Feb. 28, 1990 · Illinois Appellate Court · No. 3—89—0391
194 Ill. App. 3d 951

VELDE FORD SALES, INC., Plaintiff, v. JOHN BEARCE FORD, INC., Defendant (Ford Motor Company, Inc., Defendant-Appellee; University Ford of Peoria, Inc., Intervenor-Appellant).

Third District

No. 3—89—0391

Opinion filed February 28, 1990.

Kavanagh, Scully, Sudow, White & Frederick, P.C., of Peoria (Julian E. Cannell and Talmadge G. Brenner, of counsel), for appellant.

Michael R. Feagley, Michele Odorizzi, and Phillip S. Reed, all of Mayer, Brown & Platt, of Chicago, for appellee.

JUSTICE BARRY

delivered the opinion of the court:

Action was initiated on February 18, 1988, by Velde Ford Sales, Inc., against John Bearee Ford, Inc., and Ford Motor Company, Inc., pursuant to section 12 of the Illinois Motor Vehicle Franchise Act (Ill. Rev. Stat. 1987, ch. 121V2, par. 751 et seq.), seeking declaratory and injunctive relief to prevent the proposed relocation of defendant John Bearee Ford. On January 16, 1989, while the suit remained on the pretrial docket of the circuit court of Tazewell County, University Ford of Peoria, Inc., filed its petition for leave to intervene, seeking essentially the same relief sought by Velde Ford in the main complaint.

The circuit court denied University’s petition on June 21, 1989, for failure to assert its claim within the 60-day limitations period provided by section 12(b) of the Motor Vehicle Franchise Act (Ill. Rev. Stat. 1987, ch. 121V2, par. 762(b)). University brought this appeal.

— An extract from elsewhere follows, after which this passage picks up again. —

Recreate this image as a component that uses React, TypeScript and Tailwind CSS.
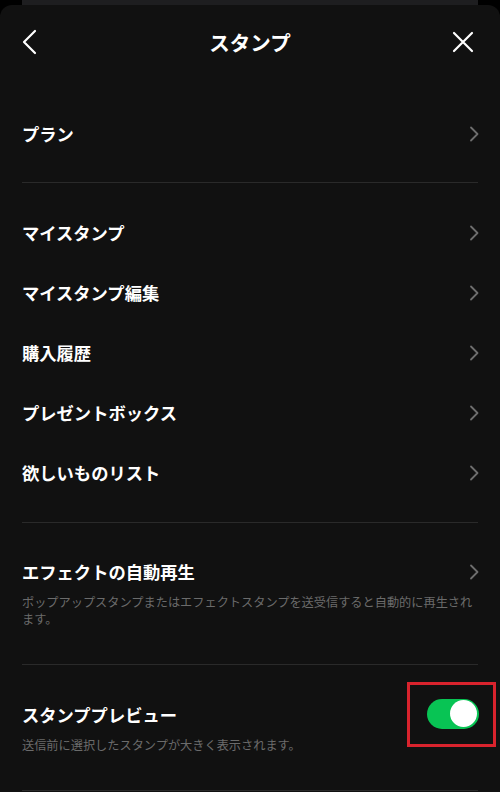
import React from "react";

const font = { fontFamily: '"Noto Sans CJK JP", "Noto Sans", sans-serif' };

function ChevronRight() {
  return (
    <svg width="10" height="16" viewBox="0 0 10 16" fill="none" className="shrink-0">
      <path d="M2 1.5 L8.5 8 L2 14.5" stroke="#6e6e6e" strokeWidth="1.8" strokeLinecap="round" strokeLinejoin="round" />
    </svg>
  );
}

function Row({ label }: { label: string }) {
  return (
    <div className="h-[60px] flex items-center justify-between pl-[22px] pr-[21px]">
      <span className="text-[17.3px] font-bold text-white leading-[20px]">{label}</span>
      <ChevronRight />
    </div>
  );
}

function Divider() {
  return <div className="h-px mx-[22px] bg-[#2a2a2a]" />;
}

export default function App() {
  return (
    <div className="w-[500px] h-[792px] bg-black overflow-hidden flex flex-col" style={font}>
      <div className="h-[5px] shrink-0 mx-[22px] bg-[#1e1e20]" />
      <div className="flex-1 bg-[#111111] rounded-t-[12px]">
        <div className="h-[74px] grid grid-cols-[60px_1fr_60px] items-center px-[20px]">
          <div className="flex items-center">
            <svg width="18" height="26" viewBox="0 0 18 26" fill="none" className="ml-[1px]">
              <path d="M14 2 L3 13 L14 24" stroke="white" strokeWidth="2.2" strokeLinecap="round" strokeLinejoin="round" />
            </svg>
          </div>
          <div className="text-center text-white text-[20.5px] font-bold leading-[24px]">スタンプ</div>
          <div className="flex items-center justify-end">
            <svg width="24" height="24" viewBox="0 0 24 24" fill="none" className="mr-[5px]">
              <path d="M3 3 L21 21 M21 3 L3 21" stroke="white" strokeWidth="2.2" strokeLinecap="round" />
            </svg>
          </div>
        </div>

        <div className="pt-[25px] pb-[18px]">
          <Row label="プラン" />
        </div>
        <Divider />

        <div className="pt-[20px] pb-[19px]">
          <Row label="マイスタンプ" />
          <Row label="マイスタンプ編集" />
          <Row label="購入履歴" />
          <Row label="プレゼントボックス" />
          <Row label="欲しいものリスト" />
        </div>
        <Divider />

        <div className="pt-[39px] pb-[36px] pl-[22px] pr-[21px]">
          <div className="h-[20px] flex items-center justify-between">
            <span className="text-[17.3px] font-bold text-white leading-[20px]">エフェクトの自動再生</span>
            <ChevronRight />
          </div>
          <p className="mt-[12px] text-[12.2px] leading-[17px] text-[#6b6b6b]">
            ポップアップスタンプまたはエフェクトスタンプを送受信すると自動的に再生されます。
          </p>
        </div>
        <Divider />

        <div className="pt-[40px] pb-[36px] pl-[22px] pr-[21px]">
          <div className="h-[20px] flex items-center justify-between">
            <span className="text-[17.3px] font-bold text-white leading-[20px]">スタンププレビュー</span>
            <div className="relative w-[52px] h-[30px] rounded-full bg-[#08c454] flex items-center justify-end pr-[2px] -mt-[3px]">
              <div className="w-[27px] h-[27px] rounded-full bg-white" />
              <div className="absolute -left-[20px] -right-[17px] -top-[17px] -bottom-[18px] border-[3px] border-[#d9232d]" />
            </div>
          </div>
          <p className="mt-[12px] text-[12.2px] leading-[17px] text-[#6b6b6b]">
            送信前に選択したスタンプが大きく表示されます。
          </p>
        </div>
        <Divider />
      </div>
    </div>
  );
}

The issue argued to this court is whether the circuit court abused *952its discretion in denying University’s petition to intervene. University asserts that it received a letter from Ford in December 1987 giving notice of the proposed relocation of Bearce; and, thereafter, representatives of University engaged in various conversations with representatives of Ford, expressing dissatisfaction with the proposed move. The circumstances of these conversations and the events transpiring between December 1987 and January 1989, University argues, gave rise to a fiduciary relationship between University and defendants such that the 60-day limitations period was tolled between December 1987 and November 1988, when University’s board of directors ultimately authorized its initiation of a lawsuit. University contends that the circuit court erred in failing to consider a fiduciary relationship when it denied University’s petition to intervene. We do not reach that issue, however, because we find appellate jurisdiction lacking.

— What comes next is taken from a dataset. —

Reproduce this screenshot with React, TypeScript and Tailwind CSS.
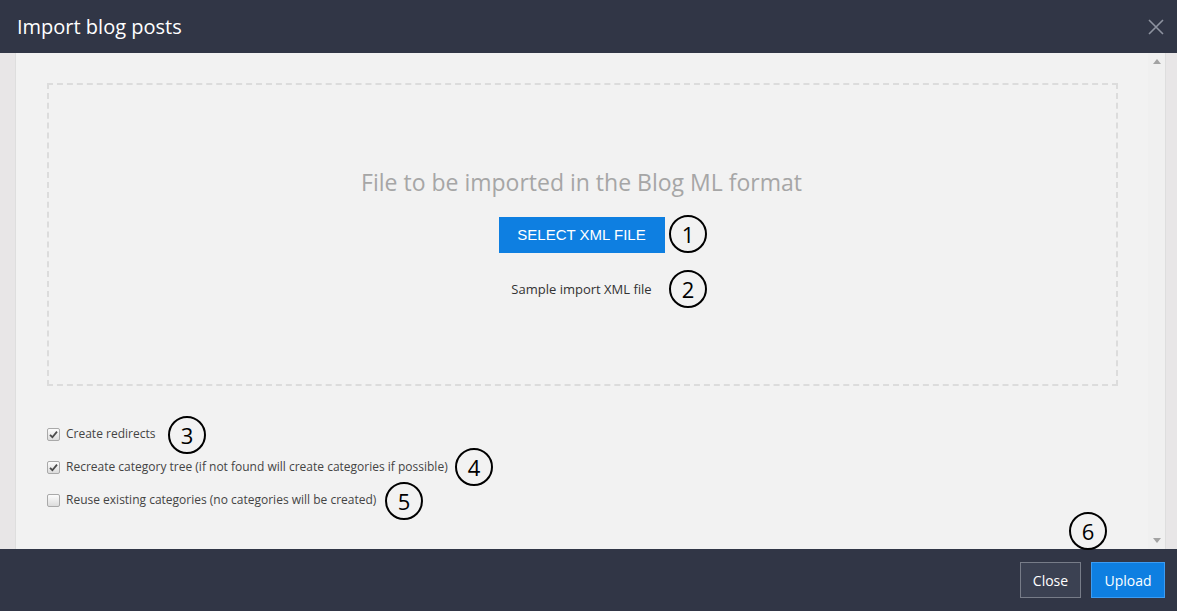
import React from 'react';

const Marker = ({ n, x, y }: { n: number; x: number; y: number }) => (
  <div
    className="absolute w-[38px] h-[38px] rounded-full border-2 border-black flex items-center justify-center text-[22px] text-black leading-none pointer-events-none"
    style={{ left: x - 19, top: y - 19 }}
  >
    {n}
  </div>
);

const Check = ({ checked, label }: { checked: boolean; label: string }) => (
  <label className="flex items-center h-[20px]">
    <span className="w-[13px] h-[13px] rounded-[2px] border border-[#a9a9a9] bg-gradient-to-b from-[#fcfcfc] to-[#dcdcdc] flex items-center justify-center">
      {checked && (
        <svg width="9" height="9" viewBox="0 0 9 9">
          <path d="M1 4.8 L3.4 7.2 L8 1.6" fill="none" stroke="#4a4a4a" strokeWidth="1.8" />
        </svg>
      )}
    </span>
    <span className="ml-[6px] text-[12px] text-[#444]">{label}</span>
  </label>
);

const App = () => {
  return (
    <div className="relative w-full h-screen flex flex-col overflow-hidden" style={{ fontFamily: '"Open Sans", sans-serif' }}>
      <header className="h-[53px] shrink-0 bg-[#313646] flex items-center justify-between pl-[17px] pr-[13px]">
        <h1 className="text-[20px] text-white">Import blog posts</h1>
        <svg width="16" height="16" viewBox="0 0 16 16">
          <path d="M1 1 L15 15 M15 1 L1 15" stroke="#8e93a0" strokeWidth="1.6" />
        </svg>
      </header>

      <div className="flex-1 flex min-h-0">
        <div className="w-[16px] bg-[#e8e6e7] border-r border-[#dedede]" />
        <main className="flex-1 bg-[#f2f2f2] pl-[31px] pr-[30px] pt-[30px]">
          <div className="h-[303px] border-2 border-dashed border-[#dcdcdc] flex flex-col items-center pt-[82px] pr-[2px]">
            <p className="text-[23px] leading-[30px] text-[#a6a6a6]">File to be imported in the Blog ML format</p>
            <button
              className="mt-[20px] w-[166px] h-[36px] bg-[#0e7fe1] text-white text-[15px] uppercase"
              style={{ fontFamily: '"Liberation Sans", Arial, sans-serif' }}
            >
              Select XML file
            </button>
            <a className="mt-[26px] text-[13px] leading-[20px] text-[#333]">Sample import XML file</a>
          </div>
          <div className="mt-[38px] flex flex-col gap-[13px]">
            <Check checked label="Create redirects" />
            <Check checked label="Recreate category tree (if not found will create categories if possible)" />
            <Check checked={false} label="Reuse existing categories (no categories will be created)" />
          </div>
        </main>
        <div className="w-[17px] bg-[#f0f0f0] flex flex-col items-center justify-between py-[6px]">
          <svg width="8" height="5" viewBox="0 0 8 5"><path d="M0 5 L4 0 L8 5Z" fill="#a3a3a3" /></svg>
          <svg width="8" height="5" viewBox="0 0 8 5"><path d="M0 0 L4 5 L8 0Z" fill="#a3a3a3" /></svg>
        </div>
        <div className="w-[12px] bg-[#e8e6e7] border-l border-[#dedede]" />
      </div>

      <footer className="h-[62px] shrink-0 bg-[#313646] flex items-center justify-end gap-[10px] pr-[12px]">
        <button className="h-[36px] w-[61px] bg-[#3b4152] border border-[#777c88] text-white text-[14px]">Close</button>
        <button className="h-[36px] w-[74px] bg-[#0e7fe1] border border-[#3c9cf2] text-white text-[14px]">Upload</button>
      </footer>

      <Marker n={1} x={688} y={234} />
      <Marker n={2} x={688} y={289} />
      <Marker n={3} x={187} y={435} />
      <Marker n={4} x={474} y={467} />
      <Marker n={5} x={404} y={501} />
      <Marker n={6} x={1088} y={531} />
    </div>
  );
};

export default App;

Because Velde’s main complaint against Bearce and Ford Motor Company has not been adjudicated, the intervenor’s appeal is interlocutory and jurisdiction is not conferred on this court without “an express written finding that there is no just reason for delaying enforcement or appeal.” 107 Ill. 2d R. 304(a); see, e.g., Schultz v. Gotlund (1989), 185 Ill. App. 3d 943, 542 N.E.2d 53.

In its statement of jurisdiction, University cites Supreme Court Rule 301 (107 Ill. 2d R. 301) and Hammond v. Cape Industries, Inc. (1981), 97 Ill. App. 3d 877, 424 N.E.2d 92. The court’s opinion in Hammond reviewed disparate holdings on the question of whether an order denying intervention is immediately appealable as of right. (Compare Chicago, Milwaukee, St. Paul & Pacific R.R. Co. v. Harris Trust & Savings Bank (1st Dist. 1978), 63 Ill. App. 3d 1012, 380 N.E.2d 835, Board of Trustees of the University of Illinois v. Timpone (1963), 28 Ill. 2d 255, 190 N.E.2d 786, and Monticello College v. Scott (5th Dist. 1973), 13 Ill. App. 3d 133, 299 N.E.2d 778, with Veterans Travel Club of Western Illinois University v. Illinois Commerce Comm’n (4th Dist. 1973), 15 Ill. App. 3d 116, 303 N.E.2d 142, Krause v. White (2d Dist. 1950), 341 Ill. App. 322, 93 N.E.2d 429, and Koester v. Yellow Cab Co. (1st Dist. 1974), 18 Ill. App. 3d 56, 309 N.E.2d 269.) The Hammond court fashioned a rule for ad hoc analysis of the appealability of such cases in terms of the relief sought by the inter-venor: “If [the intervenor] possesses another adequate remedy, intervention should be denied; if not, it should be allowed; and the adequacy of the alternate remedy should be a matter of discretion with the trial court.” (Hammond, 97 Ill. App. 3d at 879, 424 N.E.2d at 94.) Notably, none of the appellate cases considered by the Hammond court were decided by a panel of this district.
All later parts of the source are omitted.